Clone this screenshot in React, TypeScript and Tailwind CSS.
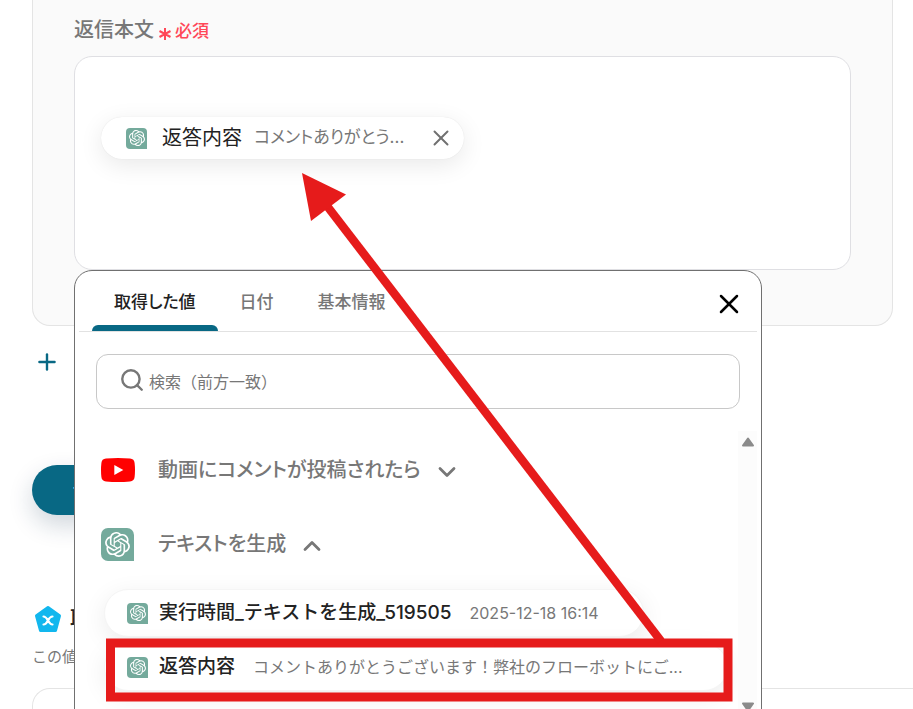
import React, { useState } from 'react';
import { ChevronDown, ChevronUp, Plus, Search, X } from 'lucide-react';
import { SiOpenai } from 'react-icons/si';

const tabs = ['取得した値', '日付', '基本情報'];

const outputs = [
  { name: '実行時間_テキストを生成_519505', value: '2025-12-18 16:14' },
  { name: '返答内容', value: 'コメントありがとうございます！弊社のフローボットにご...' },
];

const YouTubeIcon = () => (
  <svg viewBox="0 0 34 24" className="w-[34px] h-6 shrink-0">
    <path
      d="M5 .6Q17-.6 29 .6Q33.300 1 33.600 5Q34.400 12 33.600 19Q33.300 23 29 23.400Q17 24.600 5 23.400Q.700 23 .400 19Q-.400 12 .400 5Q.700 1 5 .6Z"
      fill="#ff0000"
    />
    <path d="M13.300 7L22.300 12L13.300 17Z" fill="#fff" />
  </svg>
);

const SmallAiIcon = () => (
  <span className="w-[21px] h-[21px] shrink-0 rounded-[4px] rounded-br-none bg-[#74aa9c] text-white flex items-center justify-center">
    <SiOpenai className="w-4 h-4" />
  </span>
);

const PentagonIcon = () => (
  <svg viewBox="0 0 28 28" className="w-7 h-7 shrink-0">
    <path
      d="M14 2.500L25.500 10.800L21.500 25.500H6.500L2.500 10.800Z"
      fill="#12b7ee"
      stroke="#12b7ee"
      strokeWidth="3"
      strokeLinejoin="round"
    />
    <path
      d="M9.500 11.500C13.800 11.500 14.200 19.500 18.500 19.500M18.500 11.500C16.500 11.500 15.300 13 14 15.500C12.700 18 11.500 19.500 9.500 19.500"
      fill="none"
      stroke="#fff"
      strokeWidth="2.200"
      strokeLinecap="round"
    />
  </svg>
);

// Red arrow and frame that point out the value to pick
const Annotation = () => (
  <svg
    viewBox="0 0 913 709"
    className="absolute top-0 left-0 z-20 w-[913px] h-[709px] pointer-events-none"
  >
    <rect x="110.500" y="643" width="617.500" height="54" fill="none" stroke="#e61b1b" strokeWidth="9" />
    <path d="M324 202L661 641" stroke="#e61b1b" strokeWidth="8.500" />
    <path d="M302 173L346 194.500L311 221Z" fill="#e61b1b" />
  </svg>
);

const ValuePicker = () => {
  const [active, setActive] = useState(tabs[0]);
  const [query, setQuery] = useState('');

  return (
    <div
      role="dialog"
      aria-label="値の選択"
      className="absolute top-full -left-px z-10 mt-px w-[688px] rounded-t-[18px] border border-[#707070] bg-white"
    >
      <div className="mx-1 flex items-stretch justify-between border-b border-[#e2e2e2] pl-[13px] pr-4">
        <div role="tablist" className="flex">
          {tabs.map((tab) => (
            <button
              key={tab}
              role="tab"
              aria-selected={tab === active}
              onClick={() => setActive(tab)}
              className={
                tab === active
                  ? "relative h-[60px] px-[22px] pt-1 text-[17px] font-medium text-[#222] flex items-center [font-feature-settings:'palt']"
                  : "relative h-[60px] px-[22px] pt-1 text-[17px] font-medium text-[#777] flex items-center [font-feature-settings:'palt']"
              }
            >
              {tab}
              {tab === active && (
                <span className="absolute inset-x-0 bottom-0 h-[6px] rounded-t-[6px] bg-[#086884]" />
              )}
            </button>
          ))}
        </div>
        <button aria-label="閉じる" className="pt-[6px] text-black">
          <X className="w-8 h-8 -mr-1" strokeWidth={1.9} />
        </button>
      </div>

      <label className="mx-[21px] mt-[22px] h-[55px] flex items-center gap-1 rounded-xl border border-[#c8c8c8] px-[22px] text-[#777]">
        <Search className="mb-1 w-[26px] h-[26px] shrink-0" strokeWidth={2.2} />
        <input
          type="text"
          aria-label="検索"
          placeholder="検索（前方一致）"
          value={query}
          onChange={(e) => setQuery(e.target.value)}
          className="min-w-0 flex-1 bg-transparent text-base placeholder:text-[#777] focus:outline-none"
        />
      </label>

      <div className="mx-1 mt-[22px] flex">
        <div className="min-w-0 flex-1 overflow-hidden pl-[22px] pt-[2px] pb-8">
          <button className="flex h-[74px] items-center text-[20px] font-medium text-[#777] [font-feature-settings:'palt']">
            <YouTubeIcon />
            <span className="ml-[23px]">動画にコメントが投稿されたら</span>
            <ChevronDown className="ml-3 mt-1 w-7 h-7" strokeWidth={2.4} />
          </button>
          <button className="flex h-[74px] items-center text-[20px] font-medium text-[#777] [font-feature-settings:'palt']">
            <span className="w-[33px] h-[33px] shrink-0 rounded-[7px] rounded-br-none bg-[#74aa9c] text-white flex items-center justify-center">
              <SiOpenai className="w-[25px] h-[25px]" />
            </span>
            <span className="ml-6">テキストを生成</span>
            <ChevronUp className="ml-3 mt-1 w-7 h-7" strokeWidth={2.4} />
          </button>

          <div className="mt-2 ml-[3px] flex flex-col items-start gap-[6px]">
            {outputs.map((item) => (
              <button
                key={item.name}
                className="h-12 max-w-full flex items-center rounded-full bg-white border border-[#f5f5f5] pl-[22px] pr-11 shadow-[0_6px_24px_rgba(0,0,0,0.08)]"
              >
                <SmallAiIcon />
                <span className="ml-[11px] text-[19px] font-medium text-[#222] whitespace-nowrap">{item.name}</span>
                <span className="ml-[18px] text-base text-[#777] whitespace-nowrap">{item.value}</span>
              </button>
            ))}
          </div>
        </div>
        <div className="w-[19px] shrink-0 bg-[#fcfcfc] flex flex-col items-center justify-between pt-[6px]">
          <svg viewBox="0 0 14 10" className="w-[14px] h-[10px]">
            <path d="M7 1.500L12 8.500H2Z" fill="#8b8b8b" stroke="#8b8b8b" strokeWidth="2" strokeLinejoin="round" />
          </svg>
          <svg viewBox="0 0 14 10" className="w-[14px] h-[10px] mb-[11px]">
            <path d="M7 8.500L12 1.500H2Z" fill="#8b8b8b" stroke="#8b8b8b" strokeWidth="2" strokeLinejoin="round" />
          </svg>
        </div>
      </div>
    </div>
  );
};

const App: React.FC = () => {
  return (
    <div className="relative h-screen overflow-hidden bg-white font-['Inter','Noto_Sans_CJK_JP',sans-serif] text-[#222]">
      <main className="pl-8">
        <section className="mr-5 rounded-b-[18px] border border-t-0 border-[#e4e4e4] bg-[#fafafa] px-[41px] pt-4 pb-[55px]">
          <div className="flex h-7 items-center">
            <span id="body-label" className="text-[20px] font-medium text-[#777] [font-feature-settings:'palt']">返信本文</span>
            <span className="ml-1 flex items-center gap-[3px] pt-1 text-[17px] font-medium text-[#ff4757]">
              <svg viewBox="0 0 14 14" className="w-[14px] h-[14px] mt-1">
                <path d="M7 1V13M1.500 4L12.500 10M12.500 4L1.500 10" stroke="currentColor" strokeWidth="2" />
              </svg>
              必須
            </span>
          </div>

          <div
            role="textbox"
            aria-labelledby="body-label"
            className="relative mt-3 h-[214px] rounded-[18px] border border-[#dfdfe3] bg-white pl-[26px] pt-[60px]"
          >
            <div className="inline-flex h-[42px] items-center rounded-full bg-white pl-[25px] pr-[10px] shadow-[0_6px_24px_rgba(0,0,0,0.09),0_0_1px_rgba(0,0,0,0.12)] [font-feature-settings:'palt']">
              <SmallAiIcon />
              <span className="ml-[15px] text-[20px]">返答内容</span>
              <span className="ml-3 w-[155px] text-[17px] text-[#777] whitespace-nowrap">コメントありがとう...</span>
              <button aria-label="削除" className="ml-[19px] text-[#707070]">
                <X className="w-[26px] h-[26px]" strokeWidth={1.8} />
              </button>
            </div>
            <ValuePicker />
          </div>
        </section>

        <button aria-label="追加" className="mt-[23px] block text-[#086884]">
          <Plus className="ml-[2px] w-[26px] h-[26px]" strokeWidth={2.2} />
        </button>

        <button className="mt-[90px] flex h-[50px] items-center rounded-full bg-[#086884] px-10 text-lg font-medium text-white shadow-[0_10px_24px_rgba(20,50,80,0.2)]">
          テスト
        </button>

        <h2 className="mt-[90px] flex h-7 items-center gap-2 pl-[2px] text-[20px] font-medium">
          <PentagonIcon />
          取得
        </h2>
        <p className="mt-3 text-[15px] leading-6 text-[#777]">この値</p>
        <div className="mt-[19px] h-16 rounded-tl-[18px] border-t border-l border-[#e4e4e4]" />
      </main>
      <Annotation />
    </div>
  );
};

export default App;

====================

Goal -
With all pictures left out, please transcribe exactly the lines from the start of the material through the line with "const [query, setQuery] = useState('');".

Response to the exercise -
Clone this screenshot in React, TypeScript and Tailwind CSS.
import React, { useState } from 'react';
import { ChevronDown, ChevronUp, Plus, Search, X } from 'lucide-react';
import { SiOpenai } from 'react-icons/si';

const tabs = ['取得した値', '日付', '基本情報'];

const outputs = [
  { name: '実行時間_テキストを生成_519505', value: '2025-12-18 16:14' },
  { name: '返答内容', value: 'コメントありがとうございます！弊社のフローボットにご...' },
];

const YouTubeIcon = () => (
  <svg viewBox="0 0 34 24" className="w-[34px] h-6 shrink-0">
    <path
      d="M5 .6Q17-.6 29 .6Q33.300 1 33.600 5Q34.400 12 33.600 19Q33.300 23 29 23.400Q17 24.600 5 23.400Q.700 23 .400 19Q-.400 12 .400 5Q.700 1 5 .6Z"
      fill="#ff0000"
    />
    <path d="M13.300 7L22.300 12L13.300 17Z" fill="#fff" />
  </svg>
);

const SmallAiIcon = () => (
  <span className="w-[21px] h-[21px] shrink-0 rounded-[4px] rounded-br-none bg-[#74aa9c] text-white flex items-center justify-center">
    <SiOpenai className="w-4 h-4" />
  </span>
);

const PentagonIcon = () => (
  <svg viewBox="0 0 28 28" className="w-7 h-7 shrink-0">
    <path
      d="M14 2.500L25.500 10.800L21.500 25.500H6.500L2.500 10.800Z"
      fill="#12b7ee"
      stroke="#12b7ee"
      strokeWidth="3"
      strokeLinejoin="round"
    />
    <path
      d="M9.500 11.500C13.800 11.500 14.200 19.500 18.500 19.500M18.500 11.500C16.500 11.500 15.300 13 14 15.500C12.700 18 11.500 19.500 9.500 19.500"
      fill="none"
      stroke="#fff"
      strokeWidth="2.200"
      strokeLinecap="round"
    />
  </svg>
);

// Red arrow and frame that point out the value to pick
const Annotation = () => (
  <svg
    viewBox="0 0 913 709"
    className="absolute top-0 left-0 z-20 w-[913px] h-[709px] pointer-events-none"
  >
    <rect x="110.500" y="643" width="617.500" height="54" fill="none" stroke="#e61b1b" strokeWidth="9" />
    <path d="M324 202L661 641" stroke="#e61b1b" strokeWidth="8.500" />
    <path d="M302 173L346 194.500L311 221Z" fill="#e61b1b" />
  </svg>
);

const ValuePicker = () => {
  const [active, setActive] = useState(tabs[0]);
  const [query, setQuery] = useState('');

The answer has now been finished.